(dissenting):
I dissent.
Apparently the holding in this case veers toward my dissent in United States v Lowery, 2 USCMA 315, 8 CMR 115. At least my associates find that trial counsel was arguing in the capacity of an advocate and not as a sworn witness. I, therefore, treat him as being in that status.
This case was tried before a special court-martial and the error, if any, arose out of arguments on sentence. It must be confessed that paragraph 75c (2) of the Manual permits the Government to introduce evidence in rebuttal of mitigating facts presented in an un-sworn statement of the accused or his counsel. But that is not to say that arguments cannot answer arguments and that is what substantially occurred here. In connection with arguments, both sides ought to be allowed some latitude in their comments and trial counsel’s conduct should not be weighed in an analytical balance and defense counsel’s on platform scales. If defense counsel argues outside the limits of the record, trial counsel ought to be entitled to answer or explain. Otherwise, for all practical purposes the unsworn statements of the defense become untouchable. Here the matters mentioned by trial counsel were in the record or were in reply to the arguments made by defense and, hence, I lean to the belief that there was no error.

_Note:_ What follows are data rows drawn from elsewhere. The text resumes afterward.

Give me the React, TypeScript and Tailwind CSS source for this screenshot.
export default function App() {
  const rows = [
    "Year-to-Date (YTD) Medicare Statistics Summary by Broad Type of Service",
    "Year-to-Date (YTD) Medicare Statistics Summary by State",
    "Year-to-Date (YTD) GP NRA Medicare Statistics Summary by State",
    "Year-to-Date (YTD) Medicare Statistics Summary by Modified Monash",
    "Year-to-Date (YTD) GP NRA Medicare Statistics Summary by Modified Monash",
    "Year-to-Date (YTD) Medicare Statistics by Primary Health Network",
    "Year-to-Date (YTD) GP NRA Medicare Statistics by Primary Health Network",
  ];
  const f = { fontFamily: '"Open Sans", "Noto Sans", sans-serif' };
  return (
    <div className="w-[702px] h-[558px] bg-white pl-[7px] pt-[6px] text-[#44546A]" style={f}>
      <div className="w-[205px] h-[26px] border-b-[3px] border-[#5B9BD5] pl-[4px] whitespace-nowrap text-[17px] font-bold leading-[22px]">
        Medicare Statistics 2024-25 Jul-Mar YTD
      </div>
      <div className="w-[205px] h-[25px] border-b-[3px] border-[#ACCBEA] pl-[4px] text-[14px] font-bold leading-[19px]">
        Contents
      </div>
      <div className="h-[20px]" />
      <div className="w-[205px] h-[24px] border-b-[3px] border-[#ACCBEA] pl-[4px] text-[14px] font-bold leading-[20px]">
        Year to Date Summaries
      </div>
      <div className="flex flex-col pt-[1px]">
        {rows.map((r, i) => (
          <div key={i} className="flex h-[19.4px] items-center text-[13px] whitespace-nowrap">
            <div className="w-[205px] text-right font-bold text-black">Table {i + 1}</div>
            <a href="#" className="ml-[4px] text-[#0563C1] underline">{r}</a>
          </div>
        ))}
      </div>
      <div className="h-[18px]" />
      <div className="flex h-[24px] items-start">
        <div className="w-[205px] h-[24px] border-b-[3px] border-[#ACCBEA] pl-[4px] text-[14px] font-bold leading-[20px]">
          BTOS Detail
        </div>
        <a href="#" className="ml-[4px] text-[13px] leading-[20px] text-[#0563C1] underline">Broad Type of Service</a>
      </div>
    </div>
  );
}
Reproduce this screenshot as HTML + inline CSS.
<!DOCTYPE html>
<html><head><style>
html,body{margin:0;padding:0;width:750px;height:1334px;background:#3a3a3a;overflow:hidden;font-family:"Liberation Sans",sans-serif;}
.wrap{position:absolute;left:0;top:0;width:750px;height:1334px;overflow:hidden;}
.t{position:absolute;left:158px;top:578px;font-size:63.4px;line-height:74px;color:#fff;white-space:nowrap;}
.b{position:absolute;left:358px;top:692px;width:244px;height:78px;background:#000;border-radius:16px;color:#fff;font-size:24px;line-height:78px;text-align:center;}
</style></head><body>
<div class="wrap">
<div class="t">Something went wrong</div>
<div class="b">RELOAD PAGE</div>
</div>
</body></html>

Regardless of the views hereinbefore expressed, for the purpose of this case, I am willing to assume trial counsel erred, but that is just the starting point. The accused was charged with and convicted of three offenses for which the maximum sentence imposable, had this case come before a general rather than a special court-martial, was a bad-conduct discharge, total forfeitures and eighteen months’ confinement. He was sentenced to a bad-conduct discharge, forfeiture of $38 per month for four months and confinement *607for the same period of time. Two of the offenses in the case at bar were absences without leave from December 26, 1956, to January 4, 1957, and January 5, 1957, to January 10, 1957, to which he entered a plea of guilty. Pri- or to sentence, there was introduced into evidence a record of a previous conviction which showed a finding of guilty to an absence without leave from November 10, 1956, to November 28, 1956. In that instance accused was sentenced to confinement and he finished his term of incarceration just before Christmas of that year and only three days before the first offense in issue in this case. The question, therefore, is this: In the posture of this record, is there a fair likelihood that the sentence was affected by the two statements that the officer of the day and a duty sergeant explained to the accused the seriousness of not returning from Christmas liberty and that a doctor had examined the accused and stated that he was legally sane?
In answer to the first part of the question, I have reason to believe that every recruit who enters the service is told of the seriousness of being absent without leave and this accused had been forcefully impressed to that effect. Therefore, I find nothing of sufficient importance to affect a sentence in a statement that an accused, who has just been released from the brig and forfeited part of a month’s pay for a previous unauthorized absence, has been informed by his superiors about the seriousness of a subsequent violation of the same nature.
The second statement is trial counsel’s reference to accused’s examination by a doctor. Defense counsel had referred to his client’s nervous condition and to the request of his mother for a physical examination. Trial counsel answered by- saying he had been given an examination and the doctor said he, the accused, was sane. In the absence of any testimony to the contrary, an accused is legally presumed sane and so the comment was no more than that a doctor had stated what the court was required to presume.
Sometimes much can be made of trivial incidents which occur in criminal trials and, in my opinion, the present decision goes too far in that direction. Certainly in special courts-martial defense counsel cannot be expected to reach the level of a trained lawyer but they ought to have an ear for statements which are false, inflammatory or unfair. Here there is no claim that trial counsel misrepresented a single fact and the claim of prejudicial error is asserted for the first time on appeal. I can understand that, for in my judgment the sentence imposed in this case was not influenced in the slightest by trial counsel’s comment. No doubt a military record which showed a reeidi-vistic absentee who refused to serve is solely the basis for the punishment imposed. Certainly, in the light of three separate absences, at least two of which commenced the day following accused’s involuntary return to the service, any possibility of prejudice from the arguments is simply nonexistent.